-- Task requirements --
From the entries below, copy out every line with "page" in it.
━━━━━ Recorded data ━━━━━
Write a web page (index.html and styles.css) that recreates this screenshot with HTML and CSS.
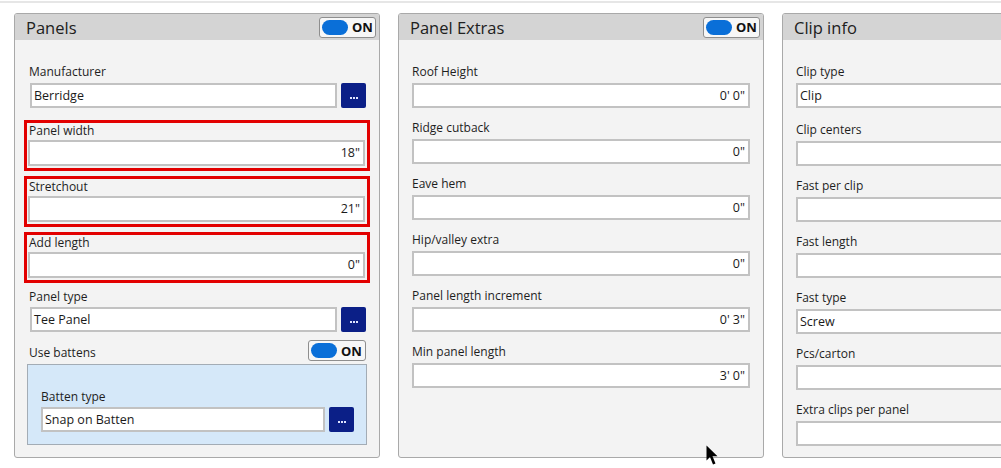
FILE: index.html
```html
<!DOCTYPE html>
<html>
<head>
<meta charset="utf-8">
<link rel="stylesheet" href="styles.css">
</head>
<body>
<div class="topline"></div>
<main class="row">
  <section class="panel">
    <div class="ph"><span class="pt">Panels</span><span class="toggle"><span class="pill"></span><span class="on">ON</span></span></div>
    <div class="pb pb1">
      <div class="field">
        <div class="lbl">Manufacturer</div>
        <div class="irow"><div class="inp">Berridge</div><div class="more"><i class="dot"></i><i class="dot"></i><i class="dot"></i></div></div>
      </div>
      <div class="redbox first">
        <div class="lbl in">Panel width</div>
        <div class="inp tall right">18"</div>
      </div>
      <div class="redbox">
        <div class="lbl in">Stretchout</div>
        <div class="inp tall right">21"</div>
      </div>
      <div class="redbox">
        <div class="lbl in">Add length</div>
        <div class="inp tall right">0"</div>
      </div>
      <div class="field after-red">
        <div class="lbl">Panel type</div>
        <div class="irow"><div class="inp">Tee Panel</div><div class="more"><i class="dot"></i><i class="dot"></i><i class="dot"></i></div></div>
      </div>
      <div class="togrow">
        <div class="lbl">Use battens</div>
        <span class="toggle wide"><span class="pill"></span><span class="on">ON</span></span>
      </div>
      <div class="bluebox">
        <div class="lbl">Batten type</div>
        <div class="irow"><div class="inp">Snap on Batten</div><div class="more"><i class="dot"></i><i class="dot"></i><i class="dot"></i></div></div>
      </div>
    </div>
  </section>

  <section class="panel">
    <div class="ph"><span class="pt">Panel Extras</span><span class="toggle"><span class="pill"></span><span class="on">ON</span></span></div>
    <div class="pb pb2">
      <div class="field f2"><div class="lbl">Roof Height</div><div class="inp right">0' 0"</div></div>
      <div class="field f2"><div class="lbl">Ridge cutback</div><div class="inp right">0"</div></div>
      <div class="field f2"><div class="lbl">Eave hem</div><div class="inp right">0"</div></div>
      <div class="field f2"><div class="lbl">Hip/valley extra</div><div class="inp right">0"</div></div>
      <div class="field f2"><div class="lbl">Panel length increment</div><div class="inp right">0' 3"</div></div>
      <div class="field f2"><div class="lbl">Min panel length</div><div class="inp right">3' 0"</div></div>
    </div>
  </section>

  <section class="panel">
    <div class="ph"><span class="pt">Clip info</span></div>
    <div class="pb pb3">
      <div class="field f3 firstf"><div class="lbl">Clip type</div><div class="inp">Clip</div></div>
      <div class="field f3"><div class="lbl">Clip centers</div><div class="inp"></div></div>
      <div class="field f3"><div class="lbl">Fast per clip</div><div class="inp"></div></div>
      <div class="field f3"><div class="lbl">Fast length</div><div class="inp"></div></div>
      <div class="field f3"><div class="lbl">Fast type</div><div class="inp">Screw</div></div>
      <div class="field f3"><div class="lbl">Pcs/carton</div><div class="inp"></div></div>
      <div class="field f3"><div class="lbl">Extra clips per panel</div><div class="inp"></div></div>
    </div>
  </section>
</main>
<svg class="cursor" width="14" height="22" viewBox="0 0 14 22"><path d="M0.5 0.5 L0.5 15.5 L4 12 L7 19.5 L9.5 18.5 L6.5 11.2 L11.5 11.2 Z" fill="#000"/></svg>
</body>
</html>
```
FILE: styles.css
```css
html, body {
  margin: 0;
  padding: 0;
  width: 1001px;
  height: 468px;
  overflow: hidden;
  background: #ffffff;
}
body {
  font-family: "Open Sans", "Noto Sans", sans-serif;
  font-size: 12px;
  color: #1b1b1b;
  position: relative;
}
.topline {
  height: 2px;
  margin-top: 1px;
  background: #e6e6e6;
}
.row {
  display: flex;
  gap: 18px;
  padding: 10px 0 0 14px;
}
.panel {
  flex: 0 0 366px;
  height: 445px;
  box-sizing: border-box;
  border: 1px solid #a9a9a9;
  border-radius: 3px;
  background: #f3f3f3;
  overflow: hidden;
  display: flex;
  flex-direction: column;
}
.ph {
  height: 26px;
  flex: 0 0 26px;
  background: #d4d4d4;
  display: flex;
  align-items: center;
  justify-content: space-between;
  padding: 0 3px 0 11px;
}
.pt {
  font-size: 16.5px;
  color: #202020;
}
.toggle {
  width: 57px;
  height: 21px;
  box-sizing: border-box;
  border: 1px solid #8e8e8e;
  border-radius: 3px;
  background: #f7f7f7;
  display: flex;
  align-items: center;
  padding-left: 2px;
  gap: 4px;
}
.toggle.wide { width: 58px; }
.pill {
  width: 26px;
  height: 15px;
  border-radius: 8px;
  background: #0a6fd8;
}
.on {
  font-weight: 700;
  font-size: 13px;
  color: #111;
  font-family: "Noto Sans", "Open Sans", sans-serif;
}
.pb {
  padding: 24px 13px 0 13px;
  display: flex;
  flex-direction: column;
}
.pb1 { padding-left: 15px; }
.lbl {
  line-height: 16px;
  height: 16px;
  white-space: nowrap;
  color: #1e1e1e;
}
.field .lbl { margin-bottom: 3px; }
.pb1 > .field > .lbl { margin-left: -1px; }
.lbl.in { padding-left: 1px; margin-bottom: 1px; }
.irow {
  display: flex;
  gap: 4px;
}
.inp {
  flex: 1;
  height: 25px;
  box-sizing: border-box;
  border: 2px solid #c2c2c2;
  background: #ffffff;
  padding: 0 3px 0 2px;
  line-height: 21px;
  font-size: 12.5px;
  color: #1a1a1a;
  white-space: nowrap;
}
.inp.tall { height: 26px; line-height: 22px; flex: none; }
.inp.right { text-align: right; }
.more {
  flex: 0 0 25px;
  height: 25px;
  border-radius: 2px;
  background: #0b1f87;
  display: flex;
  justify-content: center;
  align-items: center;
  gap: 1px;
  padding-top: 4px;
  box-sizing: border-box;
}
.dot {
  width: 2px;
  height: 2px;
  background: #dfe4ff;
}
.redbox {
  margin: 5px -4px 0 -6px;
  height: 51px;
  box-sizing: border-box;
  border: 3px solid #e20000;
  padding: 0 2px 2px 1px;
}
.redbox.first { margin-top: 12px; }
.after-red { margin-top: 6px; }
.after-red .lbl { margin-bottom: 2px; }
.togrow {
  margin-top: 8px;
  display: flex;
  justify-content: space-between;
  align-items: flex-end;
}
.togrow .lbl { margin-bottom: 0; margin-left: -1px; }
.bluebox {
  margin: 3px -1px 0 -3px;
  height: 81px;
  box-sizing: border-box;
  border: 1px solid #a3acb5;
  background: #d5e8f9;
  padding: 24px 12px 0 13px;
}
.bluebox .lbl { margin-bottom: 2px; }
.f2 { margin-bottom: 12px; }
.f2 .inp, .f3 .inp { flex: none; }
.f3 { margin-bottom: 12px; }
.f3.firstf { margin-bottom: 14px; }
.pb3 { padding-right: 0; }
.cursor {
  position: absolute;
  left: 706px;
  top: 445px;
}
```
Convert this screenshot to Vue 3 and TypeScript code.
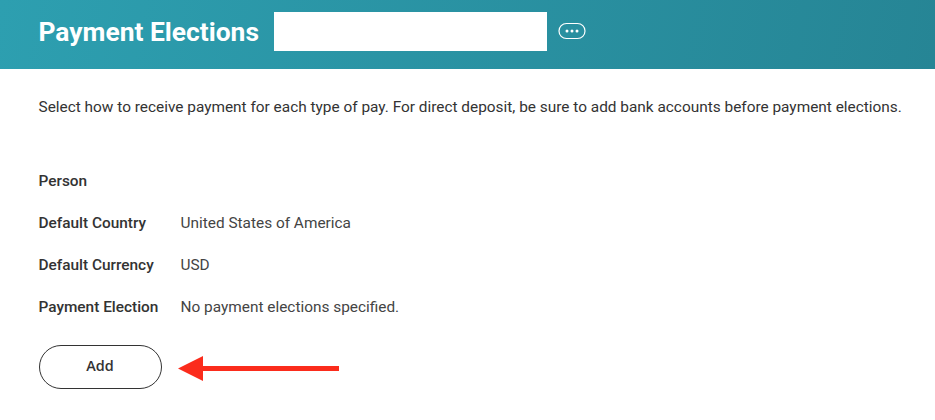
<script setup lang="ts">
const rows: { label: string; value: string }[] = [
  { label: 'Person', value: '' },
  { label: 'Default Country', value: 'United States of America' },
  { label: 'Default Currency', value: 'USD' },
  { label: 'Payment Election', value: 'No payment elections specified.' },
]
</script>

<template>
  <div class="page">
    <header class="banner">
      <h1 class="title">Payment Elections</h1>
      <div class="redaction"></div>
      <button class="more" aria-label="More">
        <svg width="28" height="18" viewBox="0 0 28 18">
          <rect x="1" y="1.5" width="26" height="15" rx="7.5" fill="none" stroke="#fff" stroke-width="1.2" />
          <circle cx="9" cy="9" r="1.5" fill="#fff" />
          <circle cx="14" cy="9" r="1.5" fill="#fff" />
          <circle cx="19" cy="9" r="1.5" fill="#fff" />
        </svg>
      </button>
    </header>
    <main class="content">
      <p class="intro">Select how to receive payment for each type of pay. For direct deposit, be sure to add bank accounts before payment elections.</p>
      <dl class="fields">
        <div v-for="row in rows" :key="row.label" class="row">
          <dt class="label">{{ row.label }}</dt>
          <dd class="value">{{ row.value }}</dd>
        </div>
      </dl>
      <div class="actions">
        <button class="add">Add</button>
        <svg class="arrow" width="161" height="25" viewBox="0 0 161 25">
          <polygon points="0,12.5 25,0 25,10 161,10 161,15 25,15 25,25" fill="#fb2c1c" />
        </svg>
      </div>
    </main>
  </div>
</template>

<style>
html, body { margin: 0; background: #fff; }
</style>

<style scoped>
.page {
  width: 935px;
  height: 420px;
  overflow: hidden;
  background: #fff;
  font-family: Roboto, sans-serif;
  color: #333;
}
.banner {
  height: 69px;
  box-sizing: border-box;
  padding: 12px 0 0 38.5px;
  display: flex;
  align-items: flex-start;
  background: linear-gradient(100deg, #2d9fb0 0%, #268595 100%);
}
.title {
  margin: 0;
  width: 235.5px;
  flex: none;
  height: 39px;
  line-height: 40px;
  font-size: 26.4px;
  font-weight: 700;
  color: #fff;
}
.redaction {
  width: 273px;
  height: 39px;
  flex: none;
  background: #fff;
}
.more {
  margin: 10px 0 0 11px;
  padding: 0;
  border: 0;
  background: none;
  width: 28px;
  height: 18px;
  display: block;
}
.more svg { display: block; }
.content { padding: 28px 0 0 38.5px; }
.intro {
  margin: 0;
  font-size: 15.4px;
  line-height: 21px;
  white-space: nowrap;
}
.fields { margin: 53px 0 0; }
.row {
  display: flex;
  height: 42px;
  line-height: 20px;
  font-size: 15.4px;
}
.label {
  width: 142px;
  flex: none;
  font-weight: 500;
}
.value { margin: 0; color: #444; }
.actions {
  margin-top: 6px;
  display: flex;
  align-items: flex-start;
  gap: 16px;
}
.add {
  width: 123px;
  height: 44px;
  border: 1px solid #333;
  border-radius: 22px;
  background: #fff;
  font-family: "Open Sans", sans-serif;
  font-size: 14.4px;
  font-weight: 600;
  color: #333;
  padding: 0 0 4px;
}
.arrow { display: block; margin-top: 11px; }
</style>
━━━━━
-- Full solution --
Write a web page (index.html and styles.css) that recreates this screenshot with HTML and CSS.
  <div class="page">
.page {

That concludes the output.